L'impact de l'or: reportage chez Metalor

Circuits locaux ou globaux?

L’activité de Metalor s’est fortement développée à travers le monde depuis les années 1960 avec l’ouverture de multiples sites - d’abord en France (1963), puis aux Etats-Unis et au Mexique (1989 et 1997), en Chine à Suzhou (2003 et 2014) et Hong Kong (2007), enfin au Japon, en Corée du Sud (2011) et à Singapour (2013).

Toutes ces ouvertures d’usines sur de multiples continents ne vont-elles pas à l’encontre d’une réduction de l’impact carbone de Metalor? «Pas du tout, répond Antoine de Montmollin. Au contraire, ces usines ont été créées dans les régions où leur production est utilisée. Nous évitons ainsi le transport intercontinental et son impact majeur.»

Quid des traitements chimiques utilisés pour la production? «Cela reste un des points d’amélioration, concède le dirigeant. Nous travaillons sur d’autres solutions que le chlore, comme l’utilisation de l’eau oxygénée. D’autre part, nos produits chimiques étant principalement des acides et des bases inorganiques, nous effectuons des opérations de neutralisation acido-basique dans notre station de traitement des eaux usées. Ce procédé nous permet ensuite de transférer les effluents, après avoir effectué les analyses quotidiennes sur la base de l’Ordonnance sur la protection des eaux (OEaux), à la station d’épuration communale sous la supervision des autorités SENE. Dans d’autres cas spécifiques, nos résidus chimiques sont traités par la voie des déchets spéciaux auprès d’un partenaire autorisé et certifié.»
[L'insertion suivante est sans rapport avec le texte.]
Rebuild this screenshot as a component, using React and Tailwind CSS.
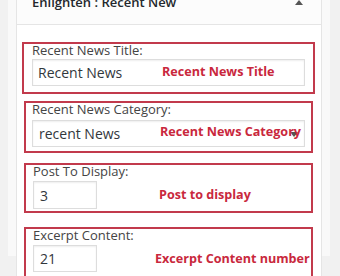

Toute démarche ESG tient in fine à la gouvernance et la vision à long terme de l’entreprise. A ce titre, Metalor fait preuve d’une démarche ouverte, par sa propre initiative, par les incitations de la société civile ainsi que par des clients finaux sous pression croissante de provoquer le changement, dans l’industrie horlogère comme ailleurs. De multiples paramètres qui poussent à des évolutions vertueuses.